Required task: Restate all the material verbatim, except for the pictures.

Input rows:
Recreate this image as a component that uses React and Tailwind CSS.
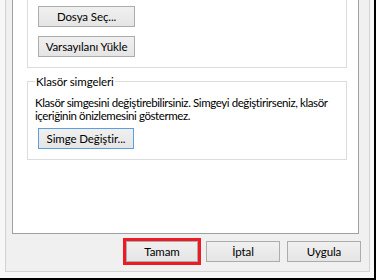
import React from 'react'

const font = { fontFamily: 'Lato, "Noto Sans", sans-serif' }

function WinButton({ children, focused, className = '' }) {
    return (
        <button
            className={`h-[21px] text-[11.5px] leading-none text-black tracking-[-0.1px] bg-gradient-to-b from-[#f0f0f0] to-[#e5e5e5] border ${focused ? 'border-[#5c9fe0]' : 'border-[#acacac]'} ${className}`}
        >
            {children}
        </button>
    )
}

export default function App() {
    return (
        <div style={font} className="w-[376px] h-[280px] bg-[#f7f7f7] border-r-2 border-b-2 border-black pl-[5px] pr-[4px] pb-[6px] flex flex-col text-[11px] text-black">
            <div className="flex-1 flex flex-col bg-[#f0f0f0] border-x border-b border-[#d4d4d4] pl-[6px] pr-[8px]">
                <div className="h-[234px] mr-[2px] bg-white border-x border-b border-[#a0a0a0] pl-[14px] pr-[11px]">
                    <div className="border-x border-b border-[#dcdcdc] pl-[10px] pt-[6px] pb-[10px] flex flex-col gap-[9px]">
                        <WinButton className="w-[97px]">Dosya Seç...</WinButton>
                        <WinButton className="w-[97px]">Varsayılanı Yükle</WinButton>
                    </div>
                    <fieldset className="mt-[6px] border border-[#dcdcdc] pl-[7px] pr-2 pb-[10px]">
                        <legend className="px-[1px] leading-[15px] text-[11.5px] tracking-[-0.1px]">Klasör simgeleri</legend>
                        <p className="leading-[13px] mt-[7px] whitespace-nowrap tracking-[-0.4px] text-[11.5px]">
                            Klasör simgesini değiştirebilirsiniz. Simgeyi değiştirirseniz, klasör<br />
                            içeriğinin önizlemesini göstermez.
                        </p>
                        <WinButton focused className="w-[96px] mt-[6px] ml-[3px]">Simge Değiştir...</WinButton>
                    </fieldset>
                </div>
                <div className="flex justify-end pt-[4px]">
                    <div className="border-[3px] border-[#ed1c24]">
                        <WinButton className="w-[72px] block">Tamam</WinButton>
                    </div>
                    <div className="pt-[3px] pl-[5px] flex gap-[7px]">
                        <WinButton className="w-[74px]">İptal</WinButton>
                        <WinButton className="w-[74px]">Uygula</WinButton>
                    </div>
                </div>
            </div>
        </div>
    )
}
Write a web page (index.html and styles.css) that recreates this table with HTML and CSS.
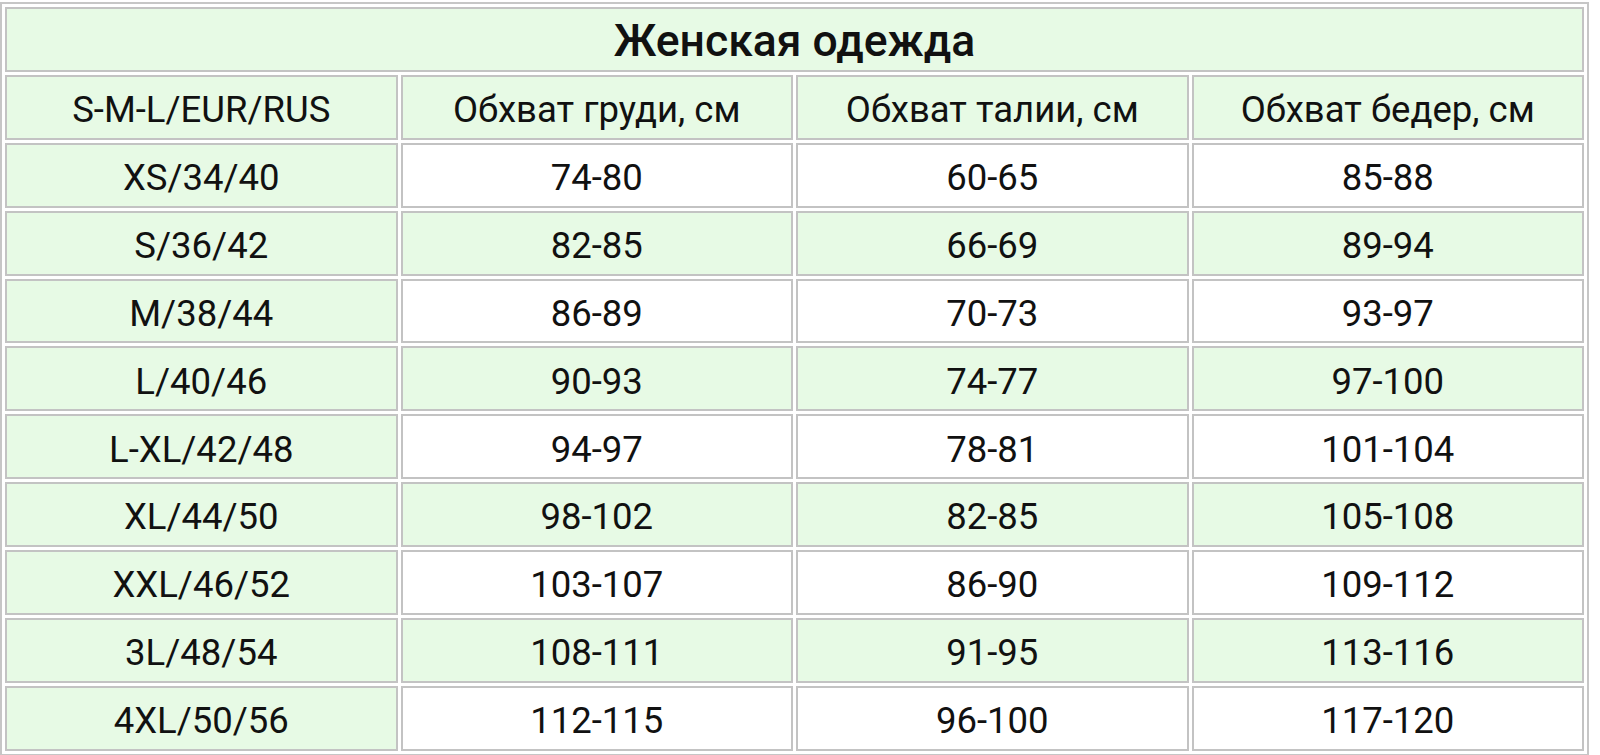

Complete output:
Recreate this image as a component that uses React and Tailwind CSS.
import React from 'react'

const font = { fontFamily: 'Lato, "Noto Sans", sans-serif' }

function WinButton({ children, focused, className = '' }) {
    return (
        <button
            className={`h-[21px] text-[11.5px] leading-none text-black tracking-[-0.1px] bg-gradient-to-b from-[#f0f0f0] to-[#e5e5e5] border ${focused ? 'border-[#5c9fe0]' : 'border-[#acacac]'} ${className}`}
        >
            {children}
        </button>
    )
}

export default function App() {
    return (
        <div style={font} className="w-[376px] h-[280px] bg-[#f7f7f7] border-r-2 border-b-2 border-black pl-[5px] pr-[4px] pb-[6px] flex flex-col text-[11px] text-black">
            <div className="flex-1 flex flex-col bg-[#f0f0f0] border-x border-b border-[#d4d4d4] pl-[6px] pr-[8px]">
                <div className="h-[234px] mr-[2px] bg-white border-x border-b border-[#a0a0a0] pl-[14px] pr-[11px]">
                    <div className="border-x border-b border-[#dcdcdc] pl-[10px] pt-[6px] pb-[10px] flex flex-col gap-[9px]">
                        <WinButton className="w-[97px]">Dosya Seç...</WinButton>
                        <WinButton className="w-[97px]">Varsayılanı Yükle</WinButton>
                    </div>
                    <fieldset className="mt-[6px] border border-[#dcdcdc] pl-[7px] pr-2 pb-[10px]">
                        <legend className="px-[1px] leading-[15px] text-[11.5px] tracking-[-0.1px]">Klasör simgeleri</legend>
                        <p className="leading-[13px] mt-[7px] whitespace-nowrap tracking-[-0.4px] text-[11.5px]">
                            Klasör simgesini değiştirebilirsiniz. Simgeyi değiştirirseniz, klasör<br />
                            içeriğinin önizlemesini göstermez.
                        </p>
                        <WinButton focused className="w-[96px] mt-[6px] ml-[3px]">Simge Değiştir...</WinButton>
                    </fieldset>
                </div>
                <div className="flex justify-end pt-[4px]">
                    <div className="border-[3px] border-[#ed1c24]">
                        <WinButton className="w-[72px] block">Tamam</WinButton>
                    </div>
                    <div className="pt-[3px] pl-[5px] flex gap-[7px]">
                        <WinButton className="w-[74px]">İptal</WinButton>
                        <WinButton className="w-[74px]">Uygula</WinButton>
                    </div>
                </div>
            </div>
        </div>
    )
}
Write a web page (index.html and styles.css) that recreates this table with HTML and CSS.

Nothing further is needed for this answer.